Общее впечатление, оставшееся во мне после этой беседы, следующее. В замыслах Сперанского не было ничего преступного и, в юридическом смысле, государственно-изменнического, но было что-то предательское в личных отношениях Сперанского к государю. Неограниченная доверенность Александра не встречала в любимце и сподвижнике его полной взаимности. Напротив, могла встретить она поползновение употребить, если не во зло, то нередко через край, эту царскую доверенность.

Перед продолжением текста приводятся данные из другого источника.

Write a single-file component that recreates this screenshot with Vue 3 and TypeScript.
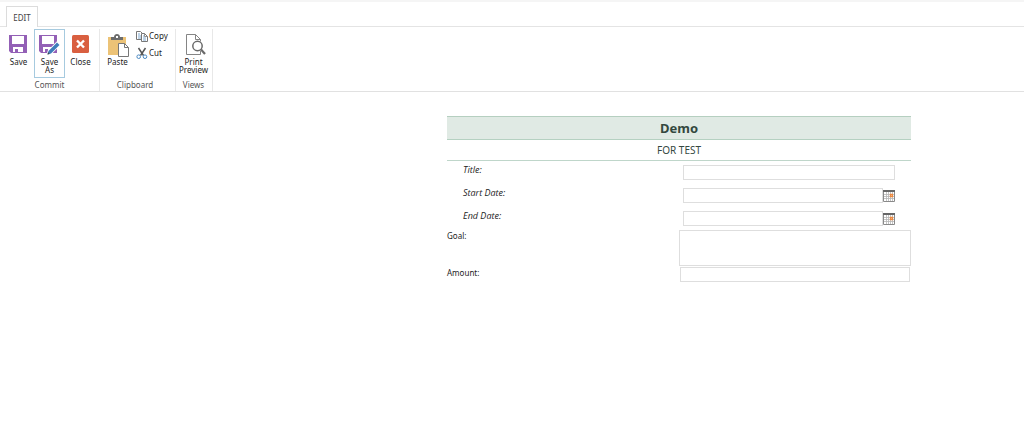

Кажется, не подлежит сомнению, что в окончательных целях не было единства между императором и министром; сей последний хотел идти далее и в особенности скорее. С другой стороны, в приятельских разговорах, чуть ли даже не в переписке, отпускались шутки, насмешливые прозвища, заимствованные, между прочим, из сказок Вольтера. Всё это, когда сделалось известным, не могло не иметь прискорбного отголоска в чувствах государя. Несколько мнительный и, при всей кротости своей, самолюбивый Александр чувствовал себя нравственно и лично оскорбленным в этом тайном неуважении к нему Сперанского. В этом мог он видеть даже предательство и, во всяком случае, имел полную причину признать это неблагодарностью. Прибавьте к тому почти общее недовольство при оглашении государственных мер, изобретаемых Сперанским, неудовольствие, имевшее в Карамзине красноречивого обличителя, а в великой княгине Екатерине Павловне, в графах Растопчине и Армфельдте, в Балашове и, может быть, во многих других – деятельных и сильных и уже не просто теоретических поборников; примите притом в соображение, что на Россию надвигалась туча, разразившаяся грозой 1812 года и известны были наполеоновские и вообще французские сочувствия Сперанского; совокупите все эти обстоятельства, подведите их под один итог, и тогда если еще не вполне, то по крайней мере несколько объяснится и оправдается неожиданное и всех изумившее падение могучего счастливца.

В рассказе своем Магницкий живописно изображал некоторые подробности этого падения и роковой аудиенции, на которой совершился разрыв. Сперанский прямо из дворца отправился к Магницкому, чтобы уведомить его о случившемся, но у подъезда дома, им занимаемого, узнал, что Магницкий вывезен под полицейским надзором. Не мудрено было догадаться, что та же участь ожидает и его. Подъехав к себе и выходя из кареты, увидел он через окно силуэтку Балашова, которая рисовалась на стене кабинета его: подлинные слова, сказанные Магницким, который, вероятно, передавал их из письма к нему Сперанского.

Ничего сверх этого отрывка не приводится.